Yoshie Furuhashi furuhashi.1 at osu.edu
Sat Sep 25 16:43:38 PDT 2004


Michael Dawson mdawson at pdx.edu, Sat Sep 25 15:55:45 PDT 2004:
>Here's my question: Why not make the MWM a movement to generate a
>true MWM? Why not spend a year or two recruiting enough people to
>actually put a million workers in the street? Now, that would be
>something I'd work toward, especially if it partially targeted the
>AFL-CIO "leaders."

The Million Worker March organizers have been organizing since February 2004. It's not like they popped the idea yesterday, out of nowhere. If national anti-war coalitions had not adopted the AnybodyButBush strategy of concentrating overwhelmingly on organizing against the Republican National Convention and instead responded to the call of the Million Worker March organizers -- "We call upon United for Peace and Justice, Not in Our Name, leaders and all organizations preparing to demonstrate at the Democratic National Convention and the Republican National Convention to *make these great demonstrations a build up* to a vast convergence in Washington, D.C. on October 17, 200" (emphasis added, "An Open Letter to the Anti-War Movement," <http://www.millionworkermarch.org/article.php?id=85>) -- we would have been all much better off.

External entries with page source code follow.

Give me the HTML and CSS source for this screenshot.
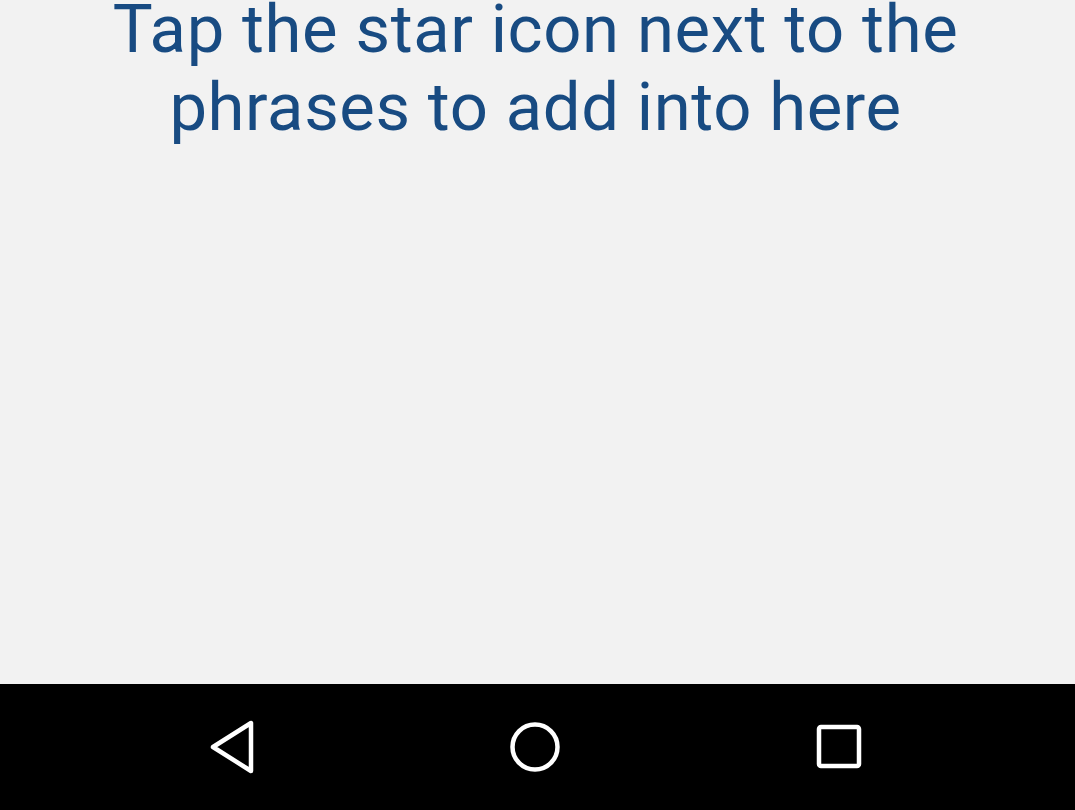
FILE: index.html
```html
<!DOCTYPE html>
<html>
<head>
<meta charset="utf-8">
<link rel="stylesheet" href="styles.css">
</head>
<body>
<div class="screen">
  <main class="content">
    <p class="hint">Tap the star icon next to the<br>phrases to add into here</p>
  </main>
  <nav class="navbar">
    <button class="nav-btn" aria-label="Back">
      <svg width="48" height="54" viewBox="0 0 48 54"><path d="M43 3 L43 51 L5 27 Z" fill="none" stroke="#fff" stroke-width="4.5" stroke-linejoin="round"/></svg>
    </button>
    <button class="nav-btn" aria-label="Home">
      <svg width="52" height="52" viewBox="0 0 52 52"><circle cx="26" cy="26" r="22.5" fill="none" stroke="#fff" stroke-width="4.5"/></svg>
    </button>
    <button class="nav-btn" aria-label="Recents">
      <svg width="46" height="46" viewBox="0 0 46 46"><rect x="3" y="3" width="40" height="39" rx="2" fill="none" stroke="#fff" stroke-width="4.5"/></svg>
    </button>
  </nav>
</div>
</body>
</html>
```
FILE: styles.css
```css
html, body {
  margin: 0;
  padding: 0;
}
body {
  background: #f2f2f2;
  font-family: Roboto, "Liberation Sans", sans-serif;
}
.screen {
  width: 1075px;
  height: 810px;
  display: flex;
  flex-direction: column;
  overflow: hidden;
}
.content {
  flex: 1;
  display: flex;
  justify-content: center;
}
.hint {
  margin: -10px 0 0 -4px;
  font-size: 67px;
  line-height: 78px;
  letter-spacing: 0.6px;
  color: #184b82;
  text-align: center;
}
.navbar {
  height: 126px;
  background: #000;
  display: grid;
  grid-template-columns: 1fr 1fr 1fr;
  align-items: center;
  justify-items: center;
  padding: 0 84px 0 80px;
}
.nav-btn {
  background: none;
  border: 0;
  padding: 0;
  display: flex;
  align-items: center;
  justify-content: center;
}
.nav-btn svg {
  display: block;
}
```
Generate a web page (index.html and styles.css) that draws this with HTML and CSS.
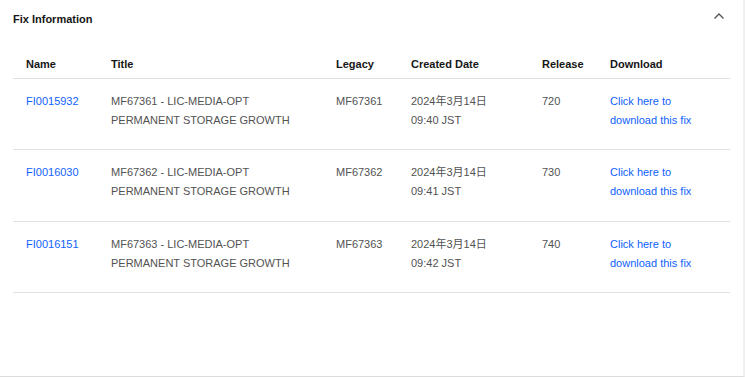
FILE: index.html
```html
<!DOCTYPE html>
<html>
<head>
<meta charset="utf-8">
<link rel="stylesheet" href="styles.css">
</head>
<body>
<div class="panel">
  <div class="panel-head">
    <h2 class="panel-title">Fix Information</h2>
    <svg class="chevron" width="12" height="8" viewBox="0 0 12 8"><path d="M1.5 6.5 L6 2 L10.5 6.5" fill="none" stroke="#525252" stroke-width="1.3"/></svg>
  </div>
  <table class="fix-table">
    <colgroup>
      <col class="c-name"><col class="c-title"><col class="c-legacy"><col class="c-date"><col class="c-rel"><col class="c-dl">
    </colgroup>
    <thead>
      <tr><th>Name</th><th>Title</th><th>Legacy</th><th>Created Date</th><th>Release</th><th>Download</th></tr>
    </thead>
    <tbody>
      <tr>
        <td><a class="link" href="#">FI0015932</a></td>
        <td>MF67361 - LIC-MEDIA-OPT<br>PERMANENT STORAGE GROWTH</td>
        <td>MF67361</td>
        <td>2024年3月14日<br>09:40 JST</td>
        <td>720</td>
        <td><a class="link" href="#">Click here to<br>download this fix</a></td>
      </tr>
      <tr>
        <td><a class="link" href="#">FI0016030</a></td>
        <td>MF67362 - LIC-MEDIA-OPT<br>PERMANENT STORAGE GROWTH</td>
        <td>MF67362</td>
        <td>2024年3月14日<br>09:41 JST</td>
        <td>730</td>
        <td><a class="link" href="#">Click here to<br>download this fix</a></td>
      </tr>
      <tr>
        <td><a class="link" href="#">FI0016151</a></td>
        <td>MF67363 - LIC-MEDIA-OPT<br>PERMANENT STORAGE GROWTH</td>
        <td>MF67363</td>
        <td>2024年3月14日<br>09:42 JST</td>
        <td>740</td>
        <td><a class="link" href="#">Click here to<br>download this fix</a></td>
      </tr>
    </tbody>
  </table>
</div>
</body>
</html>
```
FILE: styles.css
```css
html, body {
  margin: 0;
  padding: 0;
  background: #ffffff;
}
body {
  font-family: "Liberation Sans", Arial, "Noto Sans CJK JP", sans-serif;
  font-size: 11px;
  color: #525252;
}
.panel {
  box-sizing: content-box;
  width: 715px;
  height: 376px;
  padding: 0 15px 0 13px;
  border-right: 2px solid #efefef;
  border-bottom: 1px solid #dcdcdc;
}
.panel-head {
  height: 40px;
  display: flex;
  align-items: flex-start;
  justify-content: space-between;
}
.panel-title {
  margin: 12px 0 0 0;
  font-size: 11px;
  line-height: 14px;
  font-weight: 700;
  color: #161616;
}
.chevron {
  margin: 12px 3px 0 0;
}
.fix-table {
  width: 717px;
  border-collapse: collapse;
  table-layout: fixed;
}
.c-name { width: 85px; }
.c-title { width: 225px; }
.c-legacy { width: 75px; }
.c-date { width: 131px; }
.c-rel { width: 68px; }
.c-dl { width: 133px; }
.fix-table th {
  text-align: left;
  font-weight: 700;
  color: #161616;
  padding: 15px 0 4px 13px;
  line-height: 19px;
  border-bottom: 1px solid #e0e0e0;
}
.fix-table td {
  vertical-align: top;
  padding: 13px 0 19.3px 13px;
  line-height: 19px;
  border-bottom: 1px solid #e0e0e0;
  white-space: nowrap;
}
.link {
  color: #0f62fe;
  text-decoration: none;
}
```
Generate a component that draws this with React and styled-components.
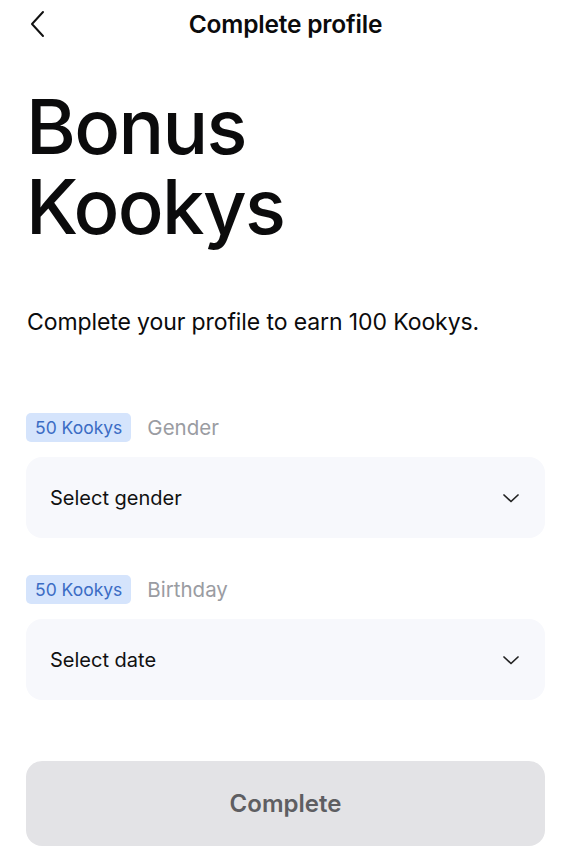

But let's get over the national anti-war coalitions' political error of historic proportions. What's done cannot be undone.

If you ask the Million Worker March organizers, you will hear that the demonstration on October 17, 2004 will be the beginning of a movement, not just a movement to eventually organize a march of a million workers or more but also "a great movement for social change . . . a social, economic and political movement for working people" ("Our Mission," <http://www.millionworkermarch.org/article.php?id=28>). They don't see the march on October 17 as the end of organizing.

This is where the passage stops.